India, despite setting a net-zero target for 2070 (10 years later than China’s), also presents a valuable case study. It has a specialised body, the National Green Tribunal, for dealing with environmental cases. It provides both judicial and technical expertise, which minimises the auditing burden. For instance, in the hearing on the Vizhinjam International Seaport, the body appointed an expert committee to assess the environmental impact of the port’s construction on coastal erosion.

Last month, India’s supreme court recognised the constitutional right to be free from climate-change impacts.
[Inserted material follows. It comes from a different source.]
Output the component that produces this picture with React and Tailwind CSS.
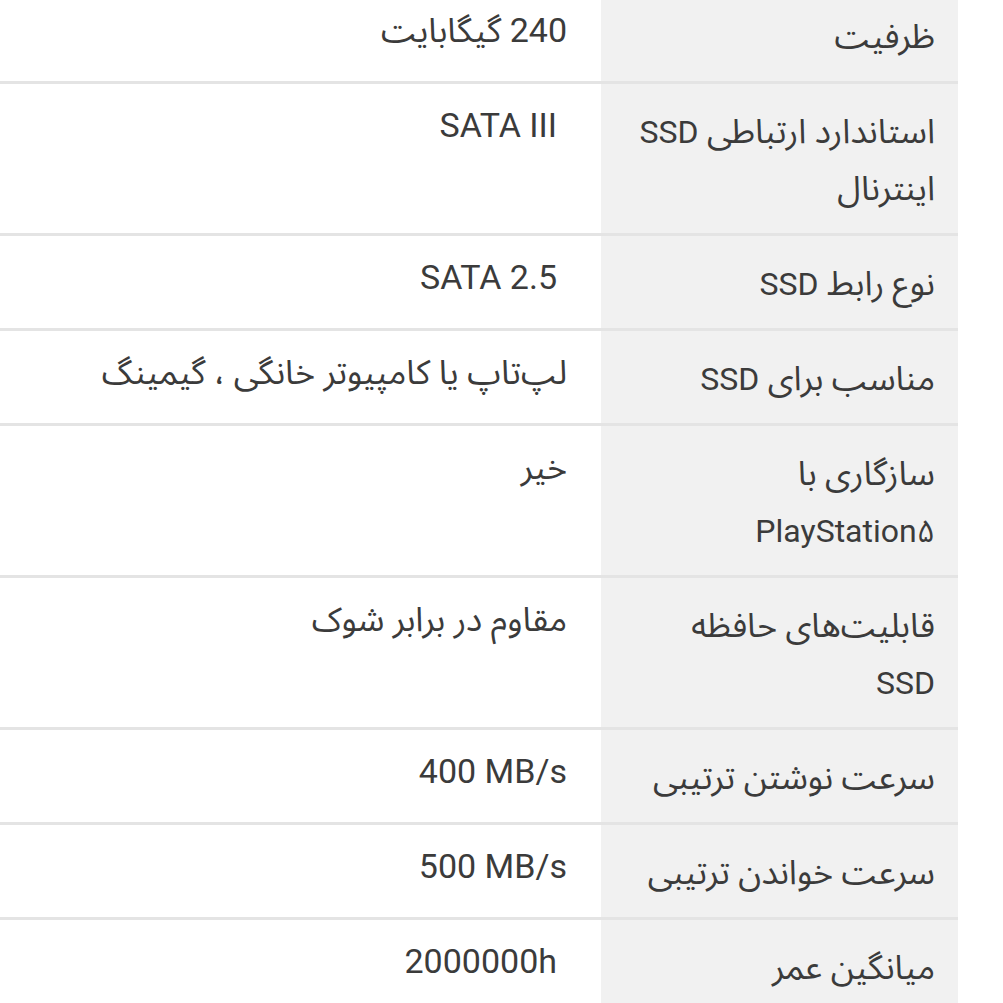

India is the world’s third-largest emitter of carbon and this ruling will empower its climate-litigation field.

Both the Indonesia and India examples could benefit China’s litigation framework, ultimately narrowing the implementation gap in China’s net-zero commitments.

Navigating China’s transition to a low-carbon economy

By enhancing environmental law and climate litigation, strengthening the framework for civil-society participation, and following regional developments, China won’t miraculously achieve carbon neutrality while sustaining its economic growth rate. However, the global climate-litigation trend sets a vital example for China to ensure compliance with environmental policies and national directives at the local level. Using more litigation to drive climate compliance additionally supports the transition to a low-carbon economy. The guidance promoted by the supreme procuratorate and supreme court should be translated into national legislation, enforcing China’s ecological and environmental regulations.

Even with persistent challenges, revised climate litigation in China can create a precedent for developing economies and reinforce its role in driving the Global South’s low-carbon efforts.